What is the difference between an LED symbol and a diode symbol?

The LED symbol adds two arrows to the standard diode symbol. The arrows represent photon emission — the defining characteristic that separates light-emitting diodes from all other diode types.

How do you identify the anode and cathode on an LED symbol?

The triangle in the LED symbol originates at the anode and terminates at the cathode. The flat bar at the tip of the triangle is the cathode side. Current is understood to flow from the triangle origin toward the bar.

Why does LED polarity matter in a circuit?

LEDs are current-driven devices that emit light only when forward-biased. Connecting an LED in reverse — anode to ground and cathode to a positive voltage — blocks current and produces no light. Sustained reverse bias above the LED’s reverse voltage rating (typically 5 V) can damage the component.
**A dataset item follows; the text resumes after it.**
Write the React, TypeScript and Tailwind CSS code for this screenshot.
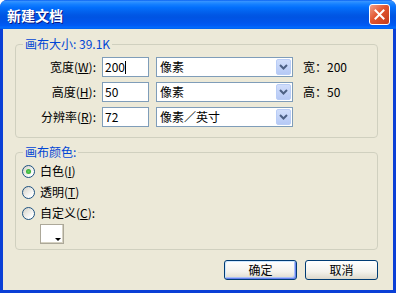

What do the arrows on the LED symbol mean?

The two arrows pointing away from the symbol indicate that the device emits light. This is the only functional difference between an LED symbol and a standard diode symbol. The arrows represent photons leaving the junction.

Can you tell LED polarity without the leads?

Yes. SMD LEDs use a corner cut or package notch to indicate pin 1 (cathode). Through-hole LEDs use the flat spot on the housing — the pin nearest the flat spot is the cathode.